Organizing My Desk as an Embedded Engineer

Organizing My Desk as an Embedded Engineer

Table of Contents

As an embedded dev, my desk is always a mess (and I think the ones of my colleagues, too). Working with real hardware leads straight to a number of boards, additional debuggers, tools, cables and more. And of course, as the most developers, I have a number of work projects and another of private ones. Even worse, I’m working from home for a good share of my time, so both kinds contribute to the mess there. Managing this is a constant effort and fight, but rarely successful.

The Idea

Some time ago, I saw an interesting approach to handle the hardware project mess in Jay Carlson’s Blog on his home office setup for embedded projects. I liked his idea of using lunch trays and a matching rack a lot, as it helps from my point of view with several pain points:

  • one project per tray
  • no need to disassemble the setup when switching between projects
  • neatly storing projects without mess on the desk
  • easy switching between projects and setups

But for me, lunch trays and the rack are a bit too large. Nevertheless, the idea stuck in my head, so I searched for alternatives and came up with the IKEA letter tray Kvissle. It’s cheap, not that large and space consuming as the lunch tray rack, but the single trays are in general, large enough for my projects. And as a plus, they have a cork inlay. Cork is antistatic, which makes it perfectly suitable for electronics.

And the Result

A cleaner, more organized desk! And less effort switching between (hardware) projects.

To Improve

Of course, there are always things to improve, to get the tray solution even more helpful.

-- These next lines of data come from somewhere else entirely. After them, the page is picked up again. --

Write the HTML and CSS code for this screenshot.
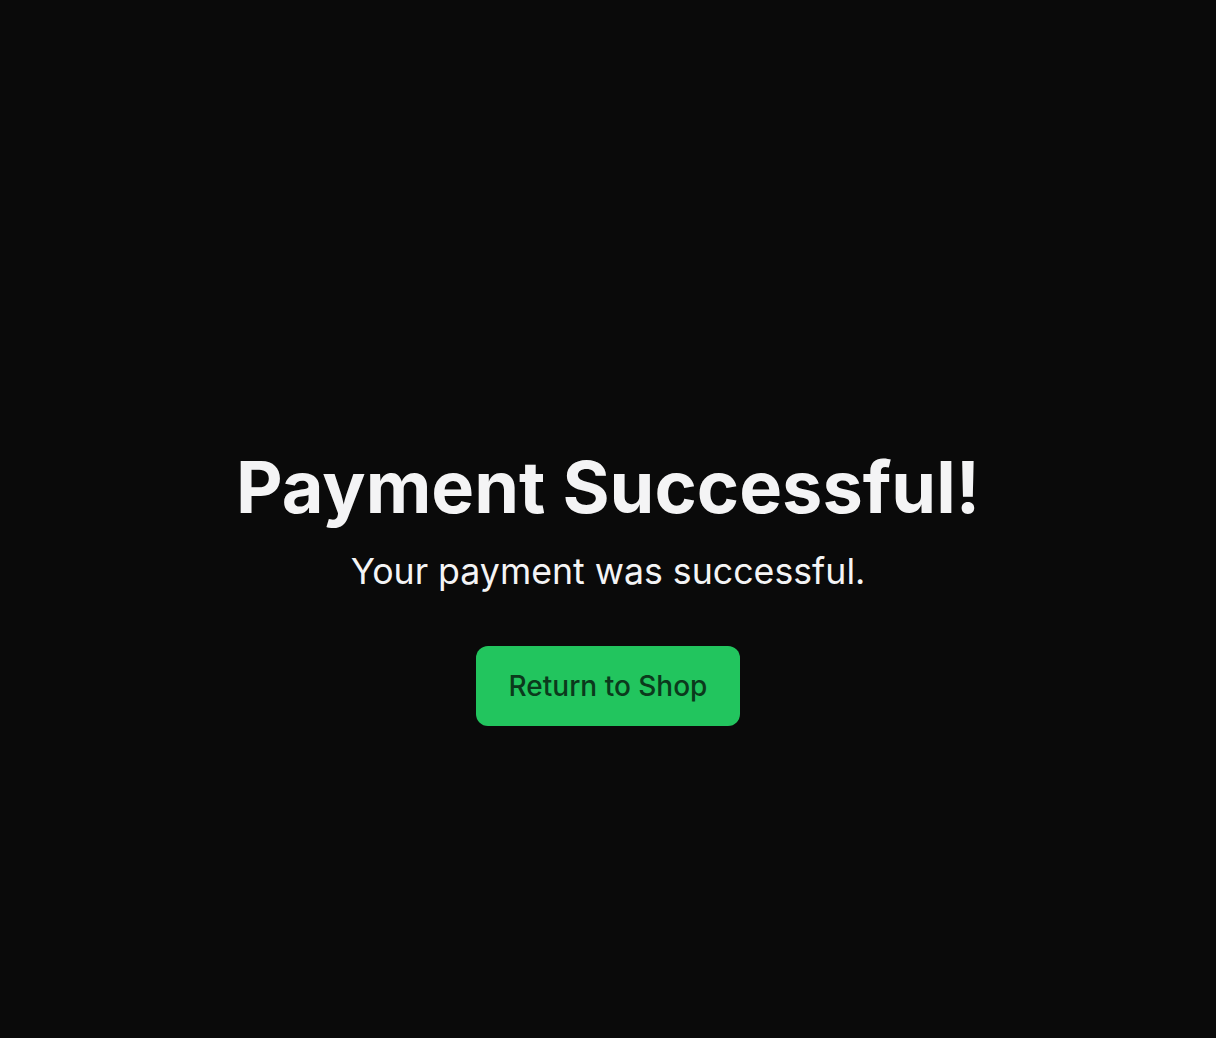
FILE: index.html
```html
<!DOCTYPE html>
<html lang="en">
<head>
<meta charset="utf-8">
<title>Payment Successful</title>
<link rel="stylesheet" href="styles.css">
</head>
<body>
<main class="page">
  <section class="content">
    <h1 class="title">Payment Successful!</h1>
    <p class="subtitle">Your payment was successful.</p>
    <a class="button" href="#">Return to Shop</a>
  </section>
</main>
</body>
</html>
```

FILE: styles.css
```css
html, body {
  margin: 0;
  padding: 0;
  background: #0a0a0a;
}
body {
  font-family: Inter, "Noto Sans", sans-serif;
  color: #f4f4f5;
}
.page {
  min-height: 1038px;
  display: flex;
  align-items: center;
  justify-content: center;
  box-sizing: border-box;
  padding-top: 132px;
}
.content {
  display: flex;
  flex-direction: column;
  align-items: center;
  text-align: center;
}
.title {
  margin: 0;
  padding-top: 3px;
  font-size: 72px;
  line-height: 1.1;
  font-weight: 700;
}
.subtitle {
  margin: 24px 0 0;
  font-size: 35.7px;
  font-weight: 400;
  line-height: 1.2;
}
.button {
  margin-top: 53px;
  display: inline-block;
  padding: 24px 33px;
  background: #22c55e;
  color: #0b3a1c;
  font-size: 28px;
  line-height: 32px;
  font-weight: 500;
  text-decoration: none;
  border-radius: 12px;
}
```
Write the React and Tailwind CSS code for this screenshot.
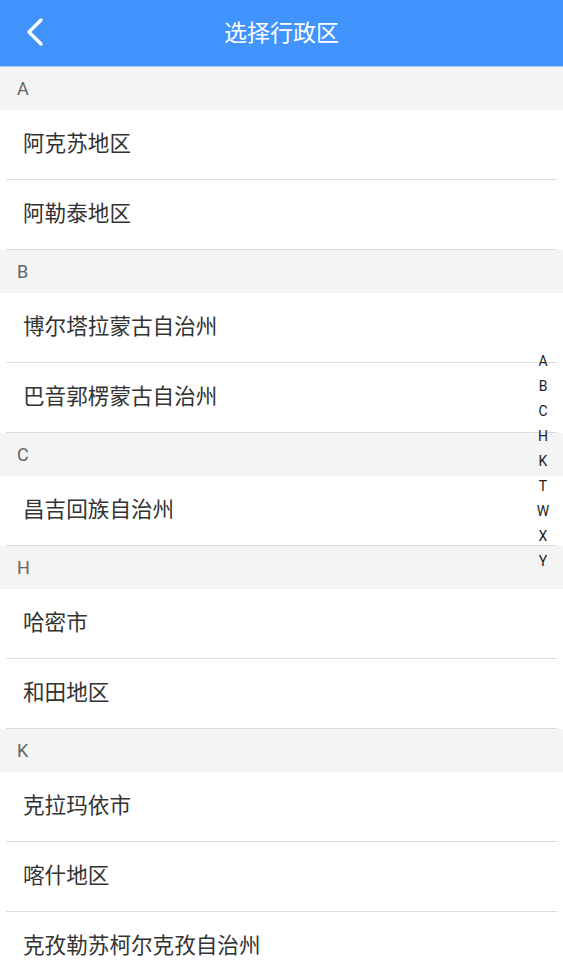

On my list are:

  • better USB hubs
  • getting more Tigard and Saleae test leads, USB-UART converters and similar tools, so the wiring (and inexpensive tools) can stay per tray while the expensive tools can be moved easily
  • fixating boards and debuggers

On the software side, evaluating Labgrid, a library for automating embedded development and testing, is on top of my list.

In the End

I’m very happy with the tray approach. It helps me a lot to keep projects, hardware and my desk organized. Meanwhile, I got even letter trays for the office. Besides my, colleagues and especially students use them to store their projects while they are not working, so there are no desks blocked.